Bitcoin: A Peer-to-Peer Electronic Cash System(https://bitcoin.org/bitcoin.pdf

2009年からビットコインの実運用が開始され、世界で広く普及し、2013年だけで10倍にも価値が膨れ上がり、時価総額が1,130億ドルを超えました。しかし今年2月には、ビットコインの取引所の1つ、東京 渋谷のマウント・ゴックス社が、顧客および自社が保有するビットコインが不正アクセスにより消失したとして破産しました。

マウント・ゴックス社のフランス人の社長、マルク・カルプレス氏が、たどたどしい日本語で謝罪を行う様子は、マスコミでも盛んに報じられましたのでご覧になった方も多いでしょう。

ビットコインがこれだけ普及したのは複数の理由があります。

ビットコインは、お金に関するデータを、暗号を通じて送受信することで決済を行うため、銀行を通す必要がなく、海外送金の手数料などが安く抑えられる利用者側のメリットがあります。
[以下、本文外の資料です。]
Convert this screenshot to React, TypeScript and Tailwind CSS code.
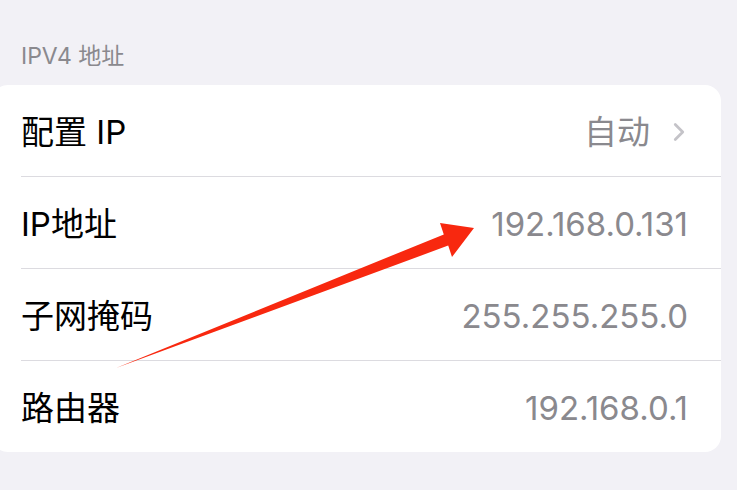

また、国家が発行する通貨ではないため、政府による口座凍結や差し押さえ、国の破綻による価値暴落などのリスクもありません。

マウント・ゴックス社の惨状が世界に報じられ、これでビットコインの信用が失墜したかに見えましたが、国際的にはビットコインが利用できる店舗やサービスは増え続けています。たとえばネット通販のAmazonでは、いまもビットコインを使うことができます。

これは、マウント・ゴックス社の事件は、以前から指摘されていた技術的な問題を放置していたなど、おもに管理体制の問題であり、ビットコイン自体の信頼性は変わらないと見られているからです。要は、金庫や警備が甘かったから盗まれたのであって、お金という仕組み自体が危険ではないという考え方です。

ビットコインは、犯罪組織が送金や資金洗浄に利用するなど、課題が山積されています。しかし将来、さまざまな技術・法的な問題点がすべて解決されれば、とりわけ銀行や通常の金融サービスのように、充分なセキュリティが確保されれば、信頼できる新しい通貨となるのかもしれません。

※追記
3月、米Newsweek誌は、カリフォルニア在住のドリアン・サトシ・ナカモト氏が「サトシ・ナカモト」であるとスクープ記事を掲載したが、本人が弁護士を通じて公式に否定しました。